§ TO DO
Pictures stay out of the copy; restate everything else in the material exactly.

-.-.-

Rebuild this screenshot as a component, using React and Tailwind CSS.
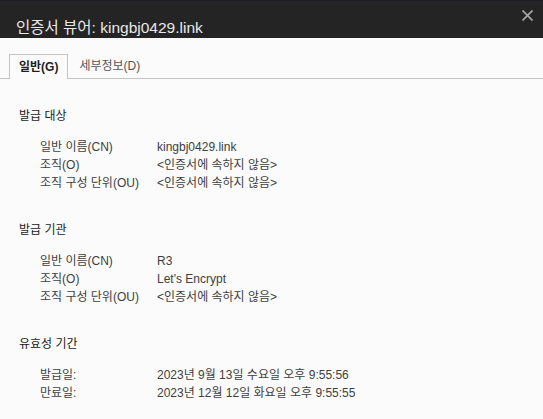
import React from 'react';

const font = { fontFamily: '"Liberation Sans", "Noto Sans CJK KR", sans-serif' };

const sections = [
    {
        title: '발급 대상',
        rows: [
            ['일반 이름(CN)', 'kingbj0429.link'],
            ['조직(O)', '<인증서에 속하지 않음>'],
            ['조직 구성 단위(OU)', '<인증서에 속하지 않음>'],
        ],
    },
    {
        title: '발급 기관',
        rows: [
            ['일반 이름(CN)', 'R3'],
            ['조직(O)', "Let's Encrypt"],
            ['조직 구성 단위(OU)', '<인증서에 속하지 않음>'],
        ],
    },
    {
        title: '유효성 기간',
        rows: [
            ['발급일:', '2023년 9월 13일 수요일 오후 9:55:56'],
            ['만료일:', '2023년 12월 12일 화요일 오후 9:55:55'],
        ],
    },
];

const App = () => {
    return (
        <div className="w-[543px] h-[419px] overflow-hidden bg-[#fbfbfb]" style={font}>
            <div className="flex justify-between h-[38px] bg-[#242424] border-t border-[#1b1b2c] pl-4 pr-[10px]">
                <p className="text-[15.5px] leading-[20px] text-[#e8e8e8] pt-[17px]">인증서 뷰어: kingbj0429.link</p>
                <svg className="w-[11px] h-[11px] mt-[9px]" viewBox="0 0 10 10">
                    <path d="M1 1 L9 9 M9 1 L1 9" stroke="#a0a3a8" strokeWidth="1.6" strokeLinecap="square" />
                </svg>
            </div>

            <div className="flex items-end h-[41px] pl-[9px] border-b border-[#c4c4c4]">
                <div className="flex items-center h-[25px] px-[9px] -mb-px bg-[#fbfbfb] border border-b-0 border-[#c4c4c4] text-[12px] font-bold text-[#1f1f1f]">
                    일반(G)
                </div>
                <div className="flex items-center h-[25px] px-[11px] text-[12px] text-[#555]">
                    세부정보(D)
                </div>
            </div>

            <div className="flex flex-col gap-[29px] pt-[28px] pl-[19px]">
                {sections.map((section, i) => (
                    <div key={i}>
                        <p className="text-[12px] leading-[18px] text-[#1a1a1a]">{section.title}</p>
                        <div className="flex flex-col mt-[13px] pl-[21px]">
                            {section.rows.map(([label, value], j) => (
                                <div key={j} className="flex text-[12px] leading-[18px] text-[#404040]">
                                    <span className="w-[117px]">{label}</span>
                                    <span>{value}</span>
                                </div>
                            ))}
                        </div>
                    </div>
                ))}
            </div>
        </div>
    );
};

export default App;
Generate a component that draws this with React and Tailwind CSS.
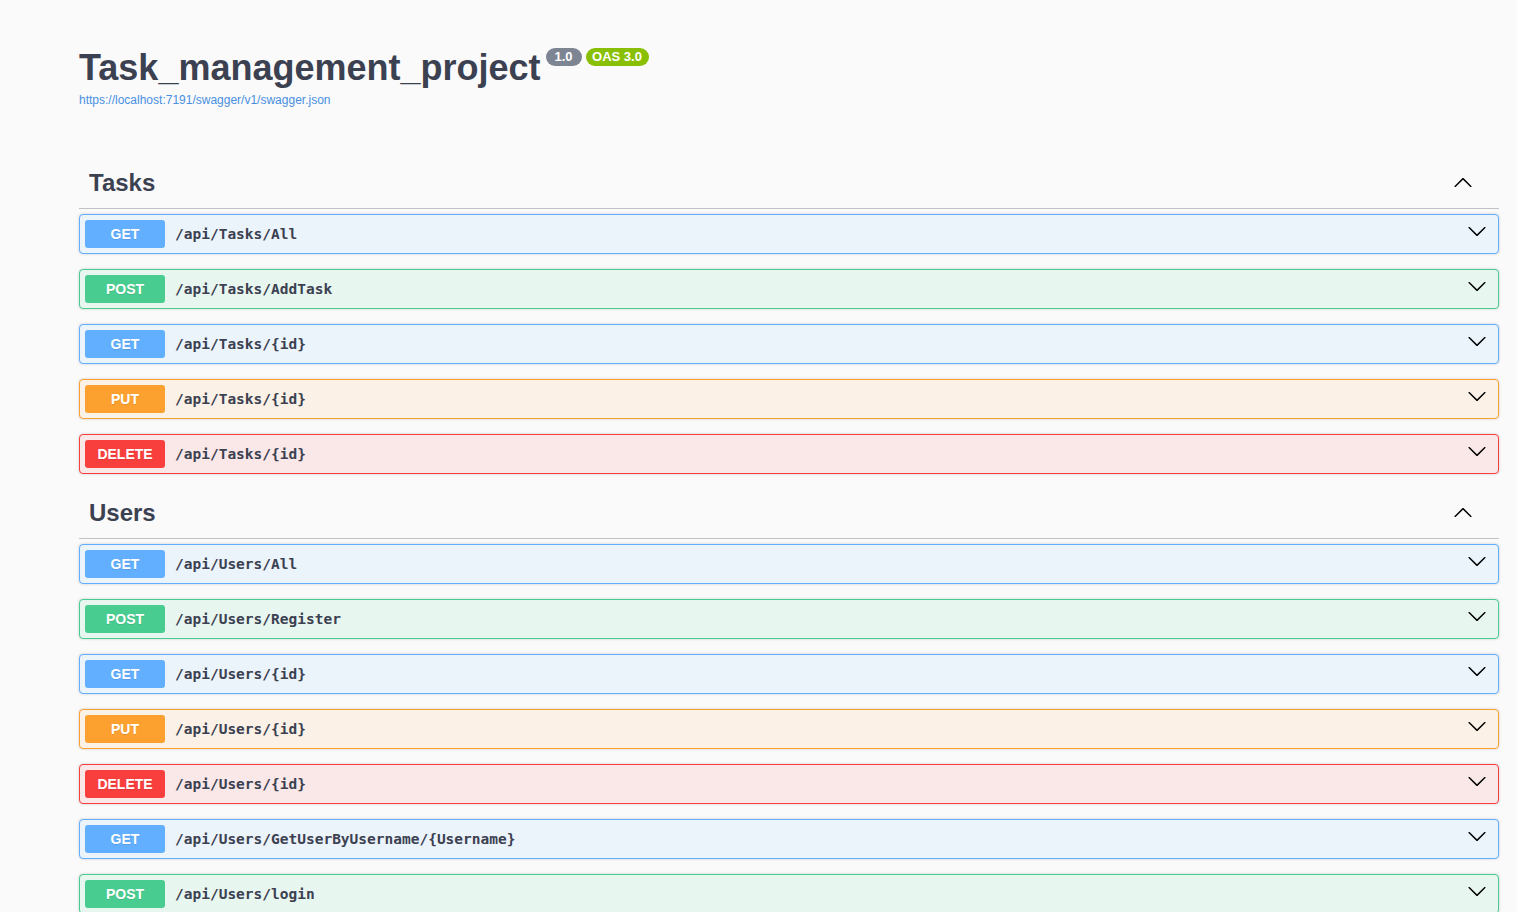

-.-.-

§ SOLUTION FOR THIS TASK
Rebuild this screenshot as a component, using React and Tailwind CSS.
import React from 'react';

const font = { fontFamily: '"Liberation Sans", "Noto Sans CJK KR", sans-serif' };

const sections = [
    {
        title: '발급 대상',
        rows: [
            ['일반 이름(CN)', 'kingbj0429.link'],
            ['조직(O)', '<인증서에 속하지 않음>'],
            ['조직 구성 단위(OU)', '<인증서에 속하지 않음>'],
        ],
    },
    {
        title: '발급 기관',
        rows: [
            ['일반 이름(CN)', 'R3'],
            ['조직(O)', "Let's Encrypt"],
            ['조직 구성 단위(OU)', '<인증서에 속하지 않음>'],
        ],
    },
    {
        title: '유효성 기간',
        rows: [
            ['발급일:', '2023년 9월 13일 수요일 오후 9:55:56'],
            ['만료일:', '2023년 12월 12일 화요일 오후 9:55:55'],
        ],
    },
];

const App = () => {
    return (
        <div className="w-[543px] h-[419px] overflow-hidden bg-[#fbfbfb]" style={font}>
            <div className="flex justify-between h-[38px] bg-[#242424] border-t border-[#1b1b2c] pl-4 pr-[10px]">
                <p className="text-[15.5px] leading-[20px] text-[#e8e8e8] pt-[17px]">인증서 뷰어: kingbj0429.link</p>
                <svg className="w-[11px] h-[11px] mt-[9px]" viewBox="0 0 10 10">
                    <path d="M1 1 L9 9 M9 1 L1 9" stroke="#a0a3a8" strokeWidth="1.6" strokeLinecap="square" />
                </svg>
            </div>

            <div className="flex items-end h-[41px] pl-[9px] border-b border-[#c4c4c4]">
                <div className="flex items-center h-[25px] px-[9px] -mb-px bg-[#fbfbfb] border border-b-0 border-[#c4c4c4] text-[12px] font-bold text-[#1f1f1f]">
                    일반(G)
                </div>
                <div className="flex items-center h-[25px] px-[11px] text-[12px] text-[#555]">
                    세부정보(D)
                </div>
            </div>

            <div className="flex flex-col gap-[29px] pt-[28px] pl-[19px]">
                {sections.map((section, i) => (
                    <div key={i}>
                        <p className="text-[12px] leading-[18px] text-[#1a1a1a]">{section.title}</p>
                        <div className="flex flex-col mt-[13px] pl-[21px]">
                            {section.rows.map(([label, value], j) => (
                                <div key={j} className="flex text-[12px] leading-[18px] text-[#404040]">
                                    <span className="w-[117px]">{label}</span>
                                    <span>{value}</span>
                                </div>
                            ))}
                        </div>
                    </div>
                ))}
            </div>
        </div>
    );
};

export default App;
Generate a component that draws this with React and Tailwind CSS.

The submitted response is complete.